You know, I’m not sure when I last had a new costal. Usually they’re old. They’re handspun llama, and they wear like steel. Maybe better than steel. Nominally, yes, a costal is a potato sack, and it does indeed get used for storage and transportation of potatoes. And everything else. And to throw on the muddy ground outside to sit on when it’s nasty. And as padding for stuff. You use them nonstop. Fifty years old, a costal might have a patch on it or a rewoven spot, but that probably happened due to a story like “then the packs came off the llama and fell about a kilometer straight down, I wish I hadn’t tried using that gringo rope” or something. Anyway, the costal is purely a functional item. Just indestructible. This is a really nice one. I’ll have this one forever, no matter what I do with it.
Hey, wait… what’s this?
Yeah, what IS that?
That’s not the usual side seam on a costal. Done with a needle I bet. Huh. Hrmmmm. I’ll have to look more closely in a second here, this is just the thing on top.
Look, it’s a pillow cover (I love these, they’re a fabulous CTTC product), but this one is obviously special. Why? Andean warp painting. Rare, thought to have died out. But in 2005, Nilda had found an old guy who did it in another sort of out-of-the-way Cusco area weaving town, and their community had joined CTTC and I’d heard we’d be seeing their textiles shortly. So here one was, for certain.
If you’re Sara, definitely click for big and look at the pattern band on the right. I just asserted to Sara authoritatively that you almost never see things worked in non-pairs-based ways, and the supplementary pattern on the right there is a non-pairs-based variant, so do they always do this in that town, or what? Hrmmmm.

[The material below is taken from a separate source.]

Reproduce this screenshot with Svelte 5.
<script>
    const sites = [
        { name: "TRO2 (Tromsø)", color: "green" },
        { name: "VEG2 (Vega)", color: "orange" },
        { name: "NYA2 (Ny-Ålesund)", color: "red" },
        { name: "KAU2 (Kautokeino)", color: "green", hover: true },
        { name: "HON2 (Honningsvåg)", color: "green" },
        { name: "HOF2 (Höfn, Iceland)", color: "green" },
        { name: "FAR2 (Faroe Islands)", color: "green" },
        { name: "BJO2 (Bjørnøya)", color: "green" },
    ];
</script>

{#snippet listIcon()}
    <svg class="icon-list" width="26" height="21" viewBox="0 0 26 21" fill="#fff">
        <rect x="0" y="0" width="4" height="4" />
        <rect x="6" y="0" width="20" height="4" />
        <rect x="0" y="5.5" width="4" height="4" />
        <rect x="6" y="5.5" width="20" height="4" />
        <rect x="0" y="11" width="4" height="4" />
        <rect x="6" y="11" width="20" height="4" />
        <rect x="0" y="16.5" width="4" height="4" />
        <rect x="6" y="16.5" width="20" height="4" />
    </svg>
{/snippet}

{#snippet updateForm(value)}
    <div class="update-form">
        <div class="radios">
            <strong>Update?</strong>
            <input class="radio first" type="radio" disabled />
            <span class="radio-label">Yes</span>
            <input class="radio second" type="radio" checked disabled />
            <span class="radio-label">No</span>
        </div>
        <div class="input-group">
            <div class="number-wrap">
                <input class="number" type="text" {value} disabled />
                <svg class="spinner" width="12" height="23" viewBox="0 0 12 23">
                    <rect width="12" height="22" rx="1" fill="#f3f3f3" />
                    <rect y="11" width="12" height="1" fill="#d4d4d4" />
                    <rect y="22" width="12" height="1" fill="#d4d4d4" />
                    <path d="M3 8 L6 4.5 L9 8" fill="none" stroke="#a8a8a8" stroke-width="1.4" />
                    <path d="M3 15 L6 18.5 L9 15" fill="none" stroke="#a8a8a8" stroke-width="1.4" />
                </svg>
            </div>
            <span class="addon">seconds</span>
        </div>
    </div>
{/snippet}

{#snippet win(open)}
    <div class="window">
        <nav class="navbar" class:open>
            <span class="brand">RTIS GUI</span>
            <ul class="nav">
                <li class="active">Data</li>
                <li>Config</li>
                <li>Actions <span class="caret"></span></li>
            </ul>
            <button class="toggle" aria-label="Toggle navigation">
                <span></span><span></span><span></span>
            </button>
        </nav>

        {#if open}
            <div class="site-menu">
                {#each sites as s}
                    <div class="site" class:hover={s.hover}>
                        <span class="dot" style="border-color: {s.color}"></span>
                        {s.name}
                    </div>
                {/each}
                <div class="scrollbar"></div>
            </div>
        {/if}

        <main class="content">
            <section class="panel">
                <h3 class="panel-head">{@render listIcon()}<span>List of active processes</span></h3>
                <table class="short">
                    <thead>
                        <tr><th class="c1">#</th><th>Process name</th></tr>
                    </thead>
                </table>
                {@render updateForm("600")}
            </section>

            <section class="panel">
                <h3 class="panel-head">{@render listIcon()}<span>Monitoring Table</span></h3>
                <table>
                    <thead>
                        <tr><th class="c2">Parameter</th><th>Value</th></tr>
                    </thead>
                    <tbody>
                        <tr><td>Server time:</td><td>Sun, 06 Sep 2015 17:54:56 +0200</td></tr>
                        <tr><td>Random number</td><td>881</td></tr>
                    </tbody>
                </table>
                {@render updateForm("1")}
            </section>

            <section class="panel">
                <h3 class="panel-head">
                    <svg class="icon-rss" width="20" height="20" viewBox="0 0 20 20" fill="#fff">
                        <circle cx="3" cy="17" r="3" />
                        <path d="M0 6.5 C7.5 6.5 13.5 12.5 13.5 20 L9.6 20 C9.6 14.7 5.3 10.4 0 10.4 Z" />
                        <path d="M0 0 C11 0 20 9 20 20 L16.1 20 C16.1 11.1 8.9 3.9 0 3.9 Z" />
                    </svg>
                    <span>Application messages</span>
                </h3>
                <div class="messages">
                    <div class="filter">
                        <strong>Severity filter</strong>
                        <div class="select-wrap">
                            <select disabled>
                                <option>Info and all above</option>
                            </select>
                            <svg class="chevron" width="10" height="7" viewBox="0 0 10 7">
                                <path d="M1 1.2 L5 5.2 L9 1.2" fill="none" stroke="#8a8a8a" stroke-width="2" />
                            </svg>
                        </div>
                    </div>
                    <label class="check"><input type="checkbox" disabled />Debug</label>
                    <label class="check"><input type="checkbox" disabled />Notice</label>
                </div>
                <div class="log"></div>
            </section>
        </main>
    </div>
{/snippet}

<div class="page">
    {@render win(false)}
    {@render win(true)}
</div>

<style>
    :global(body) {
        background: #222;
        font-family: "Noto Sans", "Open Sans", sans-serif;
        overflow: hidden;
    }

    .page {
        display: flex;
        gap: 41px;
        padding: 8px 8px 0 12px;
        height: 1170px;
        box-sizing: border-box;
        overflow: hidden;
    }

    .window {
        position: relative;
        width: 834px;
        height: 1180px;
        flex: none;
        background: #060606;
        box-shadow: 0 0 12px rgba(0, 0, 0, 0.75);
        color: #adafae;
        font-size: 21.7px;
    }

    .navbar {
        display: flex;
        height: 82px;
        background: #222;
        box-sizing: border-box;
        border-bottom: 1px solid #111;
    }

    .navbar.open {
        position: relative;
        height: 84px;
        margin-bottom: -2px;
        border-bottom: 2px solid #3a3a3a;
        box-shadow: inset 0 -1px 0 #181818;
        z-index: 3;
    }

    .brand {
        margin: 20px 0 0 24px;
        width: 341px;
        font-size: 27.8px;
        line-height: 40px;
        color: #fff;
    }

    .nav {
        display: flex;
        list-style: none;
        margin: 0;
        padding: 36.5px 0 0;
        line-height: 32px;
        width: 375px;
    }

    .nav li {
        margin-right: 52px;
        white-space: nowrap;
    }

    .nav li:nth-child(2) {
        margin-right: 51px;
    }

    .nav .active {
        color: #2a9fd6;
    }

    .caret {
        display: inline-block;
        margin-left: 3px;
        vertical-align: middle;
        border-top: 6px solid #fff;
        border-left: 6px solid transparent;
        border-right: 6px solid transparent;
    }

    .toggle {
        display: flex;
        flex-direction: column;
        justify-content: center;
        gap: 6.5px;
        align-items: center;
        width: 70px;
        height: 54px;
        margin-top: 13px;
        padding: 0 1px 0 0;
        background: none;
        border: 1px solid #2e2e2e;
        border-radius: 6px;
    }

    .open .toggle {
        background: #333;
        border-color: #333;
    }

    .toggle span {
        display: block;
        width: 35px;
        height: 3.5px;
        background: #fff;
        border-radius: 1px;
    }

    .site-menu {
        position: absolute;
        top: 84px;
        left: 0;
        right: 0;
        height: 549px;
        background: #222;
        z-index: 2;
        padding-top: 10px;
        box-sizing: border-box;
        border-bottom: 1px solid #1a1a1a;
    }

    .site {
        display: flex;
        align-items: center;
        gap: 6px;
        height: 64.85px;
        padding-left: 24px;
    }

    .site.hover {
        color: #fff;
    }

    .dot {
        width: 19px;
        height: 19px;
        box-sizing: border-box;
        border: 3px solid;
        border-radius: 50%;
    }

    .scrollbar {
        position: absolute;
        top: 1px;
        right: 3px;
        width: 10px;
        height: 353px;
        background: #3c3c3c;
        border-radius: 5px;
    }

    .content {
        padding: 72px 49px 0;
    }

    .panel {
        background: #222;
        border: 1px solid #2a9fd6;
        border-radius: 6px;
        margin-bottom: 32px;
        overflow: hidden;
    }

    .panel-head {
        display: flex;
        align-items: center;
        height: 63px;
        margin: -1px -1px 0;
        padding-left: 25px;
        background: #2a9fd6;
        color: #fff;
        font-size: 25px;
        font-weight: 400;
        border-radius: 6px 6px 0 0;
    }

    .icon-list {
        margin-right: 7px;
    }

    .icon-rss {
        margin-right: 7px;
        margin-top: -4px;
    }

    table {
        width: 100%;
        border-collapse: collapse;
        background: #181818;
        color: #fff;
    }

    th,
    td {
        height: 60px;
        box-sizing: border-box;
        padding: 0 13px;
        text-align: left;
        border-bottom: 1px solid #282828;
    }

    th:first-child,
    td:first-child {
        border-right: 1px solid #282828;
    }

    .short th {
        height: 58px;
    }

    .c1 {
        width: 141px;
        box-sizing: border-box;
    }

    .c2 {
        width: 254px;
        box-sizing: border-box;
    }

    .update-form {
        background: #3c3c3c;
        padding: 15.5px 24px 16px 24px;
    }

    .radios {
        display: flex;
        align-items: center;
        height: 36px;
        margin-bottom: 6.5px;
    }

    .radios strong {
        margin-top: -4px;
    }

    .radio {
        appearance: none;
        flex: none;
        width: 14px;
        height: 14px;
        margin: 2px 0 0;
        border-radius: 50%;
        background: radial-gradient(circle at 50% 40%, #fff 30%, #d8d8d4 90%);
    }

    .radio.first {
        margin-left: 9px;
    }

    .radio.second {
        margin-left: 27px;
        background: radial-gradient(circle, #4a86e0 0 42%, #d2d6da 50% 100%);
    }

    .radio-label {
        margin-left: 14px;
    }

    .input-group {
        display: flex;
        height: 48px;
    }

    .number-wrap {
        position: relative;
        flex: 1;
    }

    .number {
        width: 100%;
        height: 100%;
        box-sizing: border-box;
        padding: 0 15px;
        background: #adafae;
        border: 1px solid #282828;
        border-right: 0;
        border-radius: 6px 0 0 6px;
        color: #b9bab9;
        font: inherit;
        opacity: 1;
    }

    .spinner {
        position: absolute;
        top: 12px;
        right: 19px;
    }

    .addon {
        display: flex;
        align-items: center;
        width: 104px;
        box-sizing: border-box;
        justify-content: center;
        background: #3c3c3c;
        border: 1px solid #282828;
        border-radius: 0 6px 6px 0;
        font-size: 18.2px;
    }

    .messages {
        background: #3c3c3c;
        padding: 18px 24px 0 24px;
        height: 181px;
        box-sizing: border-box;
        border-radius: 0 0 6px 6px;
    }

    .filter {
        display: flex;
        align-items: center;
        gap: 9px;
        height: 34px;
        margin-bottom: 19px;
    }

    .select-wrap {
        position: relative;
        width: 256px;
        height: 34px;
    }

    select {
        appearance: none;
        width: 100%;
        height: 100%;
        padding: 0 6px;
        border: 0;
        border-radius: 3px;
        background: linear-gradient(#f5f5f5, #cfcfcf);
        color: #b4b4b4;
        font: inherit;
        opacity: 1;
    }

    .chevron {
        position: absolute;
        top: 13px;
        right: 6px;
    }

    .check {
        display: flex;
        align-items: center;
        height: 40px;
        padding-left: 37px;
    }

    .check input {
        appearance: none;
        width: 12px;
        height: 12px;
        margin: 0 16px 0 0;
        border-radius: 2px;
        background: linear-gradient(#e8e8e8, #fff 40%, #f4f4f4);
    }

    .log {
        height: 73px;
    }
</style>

Then I got to the note that was stuck into the box:
Yes folks, you see, I come from a world in which the hastily-scribbled notes from my mother are on a postcard for Andean Textile Arts (a US not-for-profit sponsoring preservation of textile techniques in the Andes with organizations such as the Center for Traditional Textiles of Cusco) and say things like “cf. Paracas mantles.”
There were other things in the box too. For example, there was a chess set, in a lacquered wooden box with no latch, where the painted ceramic pieces were Incas vs. Spaniards — a classic Peruvian tourist item, but what the different sides are represented as varies. The set with which my father taught me to play chess was such a set, but from the 1960s, and the pieces were Moche-styled figurines, where the sides were “bronze” vs. “copper.”
Then there were these.
“Ed socks,” my better half said, immediately. “Definitely Ed socks. Your father liked doing things for the structural and technical aspects, and you can see it in the heels and toes.” He’s right — my guess would be that there was some thought process going on here involving the number of double-pointed needles that was ideal for which heel type, and that the socks were largely improvised using the “applying lace patterns to objects” section of the Susanna Lewis lace knitting book.
I don’t know how that happened, but I will fix it. So I got all maudlin about the apparent Ed socks for a bit, and then as I thought about the hole, it occurred to me — didn’t my mother promise me I could try to talk her out of an heirloom darning egg? She must be holding it hostage for me to get along with the Shaker great wheel.
And, you know, my better half knows full well what a really well-turned heel looks like. His mom used to make socks all the time; magically, insanely fast. One Christmas she made something like 11 Christmas stockings starting on the 21st and in time to hang up for Christmas eve. Not knitting during the day, just using her spare time in evenings.
So this is my life. It is full of fiber and textiles. My whole world is and has always been. I don’t know any other way to be. And everybody in it, well, they’re all used to me spewing my Yarn Manifesto du Jour. I’m always raving like that. So there’s a part of me that reads someone saying “you should submit that for publication” and just… reacts in shock. What? It’s a total rant; it’s not a piece of principled, helpful, worthwhile writing that I did to help people learn something — that kind of thing might well be worth publishing. This, this is dinner table conversation. This is how I can’t shut up, or as my son once put it, “That’s just my mom. Don’t talk to her unless you like boring yarn and stuff.”
So to hear from some of you that you liked that — hey, that you read it — is somewhat unexpected. I just don’t think of that sort of stuff as anything other than ranty blogfodder, mailing list discussion, that kind of thing. Definitely not article material. But maybe I’m wrong.
More to the point and dealing with interesting stuff, though, the new CTTC textiles are stunning, and Sayaj (the new community) has only been with CTTC for about 2 years. If they’re like other communities, by 5 years they’ll be doing really incredible stuff, and more people will be doing it — and lore thought lost will have been learned by many, and thus return from the brink of extinction. And you have to realize that these are mostly things that folks stopped seeing much value in for a long time, which is why everyone stopped doing them. So, I’ll ask you to think about this one: is there a textile tradition practiced by someone you know, that you’ve never thought useful, interesting, or worthwhile? If so, what is it? Let me know.
Edited to add: So it’s not that I can’t envision writing and publishing — that’s not so hard to imagine. What does strike me funny is, “What, you mean the rants? Seriously?” The technical articles and carefully written considered content, sure. Yarn manifestoes? That’s another story. It just would never have occurred to me that anybody would want to read that sort of thing.